Bear with me for a moment.

Court filings explain that a company associated with Fowler has failed to return $851 million to a client of Fowler’s shadow bank.  That number is precisely how much money is missing from Bitfinex, one of the world’s most prominent cryptocurrency exchanges. So, it appears Fowler has been providing banking services to Bitfinex through his “shadow bank.” Cryptocurrency media also report that Fowler was linked at various points to other major exchanges, including QuadrigaCX, Kraken, Binance, and BitMEX.

Since Bitfinex lost access to its $851 million, it siphoned $700 million from an affiliate company called Tether, which creates digital tokens backed by equivalent US dollar reserves. Many analysts and traders in the crypto community have worried that Tether’s digital tokens could falter—or even become worthless—without the requisite cash reserves in the company’s bank accounts.

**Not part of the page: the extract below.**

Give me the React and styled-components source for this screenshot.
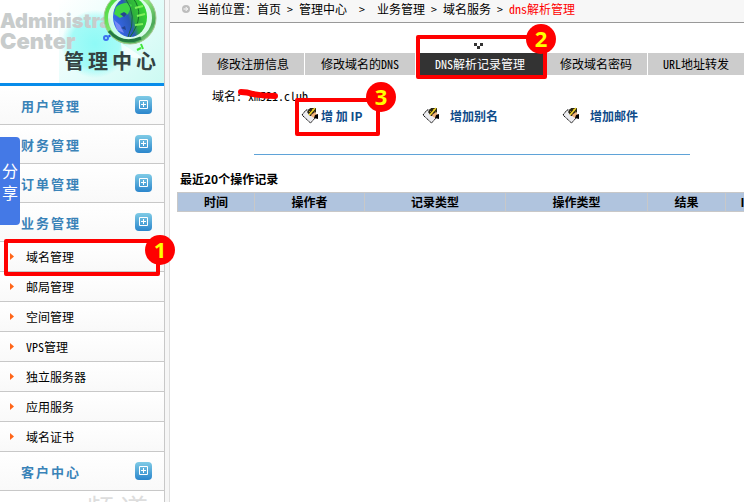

In fact, the New York Attorney General is investigating iFinex, Bitfinex, and Tether’s parent company for fraud because of duplicitous statements about the digital tokens’ backing. Assuming that the $851 million rightfully belongs to Bitfinex/Tether, owners of the digital tokens can (probably) breathe a small sigh of relief. Still, it’s not clear whether the funds will be recovered.

Already Fowler’s reneging on his commitment to the AAF seems to have contributed to the failure of the football league. And now, he’s accused of being at the center of an illegal, international banking syndicate. Whatever happens with his case, the heat is on for Bitfinex and Tether. These are critical infrastructure companies for the crypto ecosystem, and these last few weeks have revealed the tenuous nature of their banking relationships.